Just to mix things up a bit, for this week’s restaurant review I decided to head a bit farther afield. Not to worry, I’ll soon be returning to our regularly scheduled programming in Edmonds. But for this go-around I chose to visit the exotic land of Mountlake Terrace and a little restaurant called The Red Onion.
Located on 56th Avenue West just north of 236th Street, The Red Onion is a homey joint with an obvious soft spot for our men and women in blue. Giant police badge cutouts decorate the walls and the menu proudly proclaims sponsorship of the local Shop With a Cop program. On the occasion of my visit, a state patrolman was dining in. This may not be where you want to stop for dinner if you’re running from the law.
Having no outstanding warrants personally, I parked myself at a table and was soon set up with a pint glass of Big E root beer ($2.50), featured on tap at The Red Onion. Barq’s can just step back, as Big E’s bite is a much fiercer one. Each sip packed a wintergreen wallop, which proved an excellent bright counterpoint to fried fare. For those wanting a more “adult” beverage, the restaurant also offers beer, wine, and wine coolers.
The Red Onion bills itself as offering “Burgers, BBQ & more” and indeed, the menu is a lengthy affair. I set out to induce a heart attack in three courses, and thus began with a basket of Terrace Tri-Fecta Fried Bacon ($3.99). That would be bacon from nearby Double DD Meats, battered in tempura and deep-fried. Uh huh.
As appetizers go, tempura bacon proved to be more a novelty rather than something I’ll go on to crave. The gnarls of fried batter and salty meat were, however, excellent vessels for The Red Onion’s signature “Kick Ass” sauce blending the flavors of onion and horseradish. The creamy concoction is certainly fitting for burgers and fries as well as for tempura bacon.
Among The Red Onion’s many offerings are numerous sandwiches, flatbread melts, platters of fried seafood and chicken, and barbecue plates. The hamburger line-up is an impressive one, with choices ranging from miniature Cheeseburger Babies Slammers to Red’s Major Triple By Pass and its three hamburger patties. Central to the burger menu is the “Profile Burger Bar”, a nod to social networking allowing diners to tailor their burger (just like an online profile page—get it?) for a flat rate of $5.99.
After no small amount of deliberation, I chose the Slow Roasted Pulled Pork Bar-b-Que Cuban Sandwich ($6.99). Make no mistake, this is in no way an “authentic” Cuban sandwich. While the requisite elements of roasted pork, ham, Swiss cheese and pickle are all there, so are the very untraditional additions of caramelized onions and generous applications of barbecue and horseradish sauces.
Providing you aren’t married to the idea of having a classic medianoche, The Red Onion’s take on a Cuban sandwich is a tasty, albeit messy one. I resorted to using knife and fork, not trusting my luck in successfully wrangling the sandwich by hand. Sweet, tangy barbecue sauce oozed over the tender pulled pork, bites of crisp garlicky pickle mingling with ham displaying just a touch of char from the grill.

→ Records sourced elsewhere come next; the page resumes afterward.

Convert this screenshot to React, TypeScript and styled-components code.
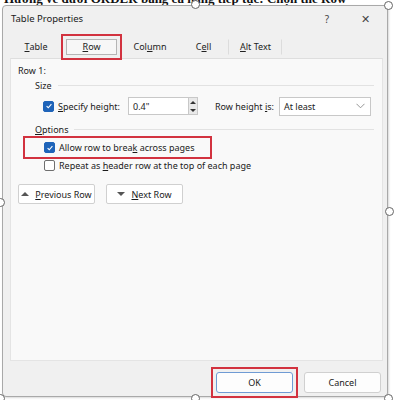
import React from 'react';
import styled, { createGlobalStyle } from 'styled-components';

const GlobalStyle = createGlobalStyle`
  html, body {
    margin: 0;
    padding: 0;
    background: #ffffff;
  }
  * {
    box-sizing: border-box;
  }
`;

const CheckIcon = () => (
  <svg width="8" height="8" viewBox="0 0 10 10">
    <path d="M2 5.2 L4.1 7.2 L8 2.8" fill="none" stroke="#fff" strokeWidth="1.4" />
  </svg>
);

const Checkbox: React.FC<{ checked?: boolean }> = ({ checked }) => (
  <CheckBoxBox $checked={checked}>{checked && <CheckIcon />}</CheckBoxBox>
);

const App: React.FC = () => {
  return (
    <>
      <GlobalStyle />
      <Page>
        <DocLine>
          <DocText>Hướng về dưới ORDER bằng cả hàng tiếp tục: Chọn thẻ Row</DocText>
        </DocLine>
        <Dialog>
          <TitleBar>
            <Title>Table Properties</Title>
            <TitleActions>
              <TitleAction>?</TitleAction>
              <TitleAction $big>✕</TitleAction>
            </TitleActions>
          </TitleBar>

          <TabRow>
            <Tab $w={50}>
              <u>T</u>able
            </Tab>
            <Highlight $pad={3}>
              <Tab $active $w={51}>
                <u>R</u>ow
              </Tab>
            </Highlight>
            <Tab $w={56}>
              Col<u>u</u>mn
            </Tab>
            <Tab $w={51} $sep>
              C<u>e</u>ll
            </Tab>
            <Tab $w={53} $sep>
              <u>A</u>lt Text
            </Tab>
          </TabRow>

          <Panel>
            <RowLabel>Row 1:</RowLabel>
            <Group>
              <GroupHeader>
                <span>Size</span>
                <Rule />
              </GroupHeader>
              <SizeRow>
                <Checkbox checked />
                <FieldLabel $w={66}>
                  <u>S</u>pecify height:
                </FieldLabel>
                <Spin>
                  <SpinInput>0.4"</SpinInput>
                  <SpinArrows>
                    <Arrow $up />
                    <Arrow />
                  </SpinArrows>
                </Spin>
                <FieldLabel $w={60} $left={13}>
                  Row height <u>i</u>s:
                </FieldLabel>
                <Select>
                  <span>At least</span>
                  <svg width="9" height="6" viewBox="0 0 9 6">
                    <path d="M0.5 0.8 L4.5 4.8 L8.5 0.8" fill="none" stroke="#8a8a8a" strokeWidth="0.9" />
                  </svg>
                </Select>
              </SizeRow>
            </Group>

            <Group>
              <GroupHeader>
                <span>
                  <u>O</u>ptions
                </span>
                <Rule />
              </GroupHeader>
              <OptionList>
                <OptionHighlight>
                  <OptionRow>
                    <Checkbox checked />
                    <span>
                      Allow row to brea<u>k</u> across pages
                    </span>
                  </OptionRow>
                </OptionHighlight>
                <OptionRow>
                  <Checkbox />
                  <span>
                    Repeat as <u>h</u>eader row at the top of each page
                  </span>
                </OptionRow>
              </OptionList>
            </Group>

            <NavRow>
              <NavButton>
                <Tri $up />
                <span>
                  <u>P</u>revious Row
                </span>
              </NavButton>
              <NavButton>
                <Tri />
                <span>
                  <u>N</u>ext Row
                </span>
              </NavButton>
            </NavRow>
          </Panel>

          <Footer>
            <Highlight $pad={3}>
              <FooterButton $primary>OK</FooterButton>
            </Highlight>
            <FooterButton>Cancel</FooterButton>
          </Footer>
        </Dialog>

        <Handle style={{ left: 191, top: 0 }} />
        <Handle style={{ left: 384, top: 1 }} />
        <Handle style={{ left: -4, top: 198 }} />
        <Handle style={{ left: 385, top: 207 }} />
        <Handle style={{ left: 191, top: 394 }} />
        <Handle style={{ left: 384, top: 394 }} />
        <Handle style={{ left: -4, top: 394 }} />
      </Page>
    </>
  );
};

const Page = styled.div`
  position: relative;
  width: 394px;
  height: 400px;
  overflow: hidden;
  background: #ffffff;
  font-family: 'Noto Sans', 'Open Sans', sans-serif;
  font-size: 9px;
  color: #1b1b1b;
`;

const DocLine = styled.div`
  height: 5px;
  overflow: hidden;
  padding-left: 4px;
`;

const DocText = styled.div`
  margin-top: -8px;
  font-family: 'Liberation Serif', serif;
  font-weight: bold;
  font-size: 13px;
  line-height: 13px;
  white-space: nowrap;
  color: #111;
`;

const Dialog = styled.div`
  position: relative;
  display: flex;
  flex-direction: column;
  width: 386px;
  height: 392px;
  margin-left: 2px;
  background: #f0f0f0;
  border: 1px solid #a9a9a9;
  border-radius: 4px;
  box-shadow: 1px 1px 2px rgba(0, 0, 0, 0.15);
`;

const TitleBar = styled.div`
  display: flex;
  align-items: center;
  justify-content: space-between;
  height: 25px;
  padding: 0 8px 0 8px;
`;

const Title = styled.span`
  font-size: 9.5px;
  color: #1a1a1a;
`;

const TitleActions = styled.div`
  display: flex;
  align-items: center;
  gap: 32px;
  padding-right: 9px;
`;

const TitleAction = styled.span<{ $big?: boolean }>`
  font-size: ${(p) => (p.$big ? '11px' : '10px')};
  color: #444;
`;

const TabRow = styled.div`
  display: flex;
  align-items: center;
  height: 31px;
  padding-left: 8px;
  margin-bottom: -4px;
  position: relative;
  z-index: 1;
`;

const Tab = styled.div<{ $active?: boolean; $sep?: boolean; $w: number }>`
  display: flex;
  align-items: center;
  justify-content: center;
  width: ${(p) => p.$w}px;
  height: 16px;
  font-size: 9px;
  color: #222;
  border: 1px solid ${(p) => (p.$active ? '#b5b5b5' : 'transparent')};
  border-right-color: ${(p) => (p.$active ? '#b5b5b5' : p.$sep ? '#dcdcdc' : 'transparent')};
  background: ${(p) => (p.$active ? '#f7f7f7' : 'transparent')};
  & u {
    text-underline-offset: 1px;
  }
`;

const Highlight = styled.div<{ $pad: number }>`
  display: inline-flex;
  padding: ${(p) => p.$pad}px;
  border: 2px solid #d2323f;
`;

const OptionHighlight = styled.div`
  display: flex;
  width: 189px;
  margin-left: -21px;
  padding: 3px 0 3px 19px;
  border: 2px solid #d2323f;
`;

const Panel = styled.div`
  flex: 1;
  margin: 0 4px 0 7px;
  padding: 5px 8px 0 7px;
  background: #f9f9f9;
  border: 1px solid #e4e4e4;
  border-top-color: #dedede;
  display: flex;
  flex-direction: column;
`;

const RowLabel = styled.div`
  height: 13px;
  line-height: 13px;
`;

const FieldLabel = styled.span<{ $w: number; $left?: number }>`
  flex: none;
  width: ${(p) => p.$w}px;
  margin-left: ${(p) => p.$left ?? 0}px;
  white-space: nowrap;
`;

const Group = styled.div`
  display: flex;
  flex-direction: column;
  padding-left: 17px;
`;

const GroupHeader = styled.div`
  display: flex;
  align-items: center;
  gap: 6px;
  margin-top: 2px;
  height: 12px;
`;

const Rule = styled.div`
  flex: 1;
  height: 1px;
  background: #e2e2e2;
`;

const SizeRow = styled.div`
  display: flex;
  align-items: center;
  height: 30px;
  padding-left: 8px;
  gap: 4px;
`;

const CheckBoxBox = styled.div<{ $checked?: boolean }>`
  flex: none;
  display: flex;
  align-items: center;
  justify-content: center;
  width: 11px;
  height: 11px;
  border-radius: 2px;
  background: ${(p) => (p.$checked ? '#1f64b9' : '#ffffff')};
  border: 1px solid ${(p) => (p.$checked ? '#1f64b9' : '#6f6f6f')};
`;

const Spin = styled.div`
  display: flex;
  height: 18px;
`;

const SpinInput = styled.div`
  display: flex;
  align-items: center;
  width: 61px;
  padding-left: 4px;
  background: #ffffff;
  border: 1px solid #c8c8c8;
`;

const SpinArrows = styled.div`
  display: flex;
  flex-direction: column;
  justify-content: space-around;
  align-items: center;
  width: 9px;
  background: #e9e9e9;
  border: 1px solid #c8c8c8;
  border-left: none;
`;

const Arrow = styled.div<{ $up?: boolean }>`
  width: 0;
  height: 0;
  border-left: 3px solid transparent;
  border-right: 3px solid transparent;
  ${(p) => (p.$up ? 'border-bottom: 3px solid #333;' : 'border-top: 3px solid #333;')}
`;

const Select = styled.div`
  display: flex;
  align-items: center;
  justify-content: space-between;
  width: 92px;
  height: 19px;
  padding: 0 5px 0 4px;
  background: #ffffff;
  border: 1px solid #c8c8c8;
`;

const OptionList = styled.div`
  display: flex;
  flex-direction: column;
  align-items: flex-start;
  padding-left: 9px;
  margin-top: 1px;
`;

const OptionRow = styled.div`
  display: flex;
  align-items: center;
  gap: 4px;
  height: 13px;
  white-space: nowrap;
  & + & {
    height: 15px;
  }
  & u {
    text-underline-offset: 1px;
  }
`;

const NavRow = styled.div`
  display: flex;
  gap: 11px;
  margin-top: 12px;
`;

const NavButton = styled.div`
  display: flex;
  align-items: center;
  justify-content: center;
  gap: 6px;
  width: 77px;
  height: 20px;
  background: #ffffff;
  border: 1px solid #d0d0d0;
  border-radius: 2px;
`;

const Tri = styled.div<{ $up?: boolean }>`
  width: 0;
  height: 0;
  border-left: 4px solid transparent;
  border-right: 4px solid transparent;
  ${(p) => (p.$up ? 'border-bottom: 4px solid #555;' : 'border-top: 4px solid #555;')}
`;

const Footer = styled.div`
  display: flex;
  align-items: center;
  justify-content: flex-end;
  gap: 6px;
  height: 35px;
  padding: 7px 6px 0 0;
`;

const FooterButton = styled.div<{ $primary?: boolean }>`
  display: flex;
  align-items: center;
  justify-content: center;
  width: 77px;
  height: 21px;
  background: #fdfdfd;
  border: 1px solid ${(p) => (p.$primary ? '#6f9bd4' : '#d0d0d0')};
  border-radius: 3px;
`;

const Handle = styled.div`
  position: absolute;
  width: 9px;
  height: 9px;
  border-radius: 50%;
  border: 1px solid #666;
  background: #fff;
`;

export default App;
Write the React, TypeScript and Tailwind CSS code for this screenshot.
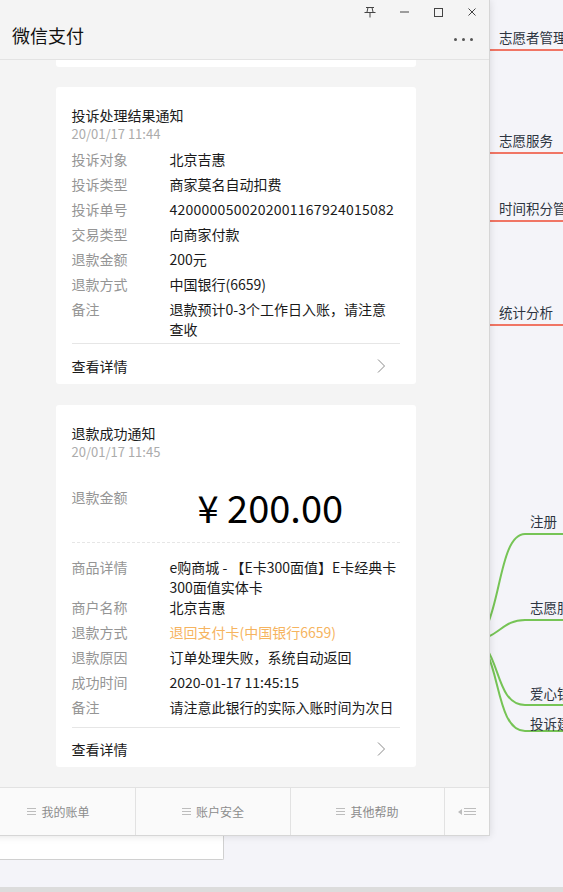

Burgers and sandwiches are served a la carte at The Red Onion, and for $1.89 patrons can add their choice of a “sidekick” such as regular or sweet potato fries, onion rings, macaroni and cheese, or house-made smoked bacon clam chowder. I upped the ante and got Triple Topped Tater Tots ($3.99), a gooey mess of yummy naughtiness involving tots, cheddar, bacon and a side of sour cream. A sprinkle of chopped green onion or chives on top would have finished the dish perfectly, though the roughage might have run contrary to the artery-clogging capacity of the other ingredients.
Whereas my meal was in no way lacking in calories, it’s worth noting that The Red Onion does offer several options for the more health-conscious diner. Sandwiches offering lettuce wraps in place of bread, skinless sautéed chicken breast, and a meatless veggie burger can be paired with sidekicks such as salad and fruit. Clearly, I didn’t take advantage of any of these choices.
On the occasion of my visit to The Red Onion, the dining room and kitchen were adeptly managed by a trio of hard-working women. Orders were prepared quickly, and the two cheerful servers tag-teamed the tables to ensure no lengthy waits for attention of any kind. At one point, a server rushed out a basket of food to a youngster on the verge of low-blood-sugar-meltdown, thus staving off major waterworks.
Should your local travels take you east of I-5, The Red Onion is a nice little pit stop in Mountlake Terrace. Pack your defibrillator and stop in for a fully-adorned burger or plate of barbecue ribs. Your heart may not thank you, but your stomach will.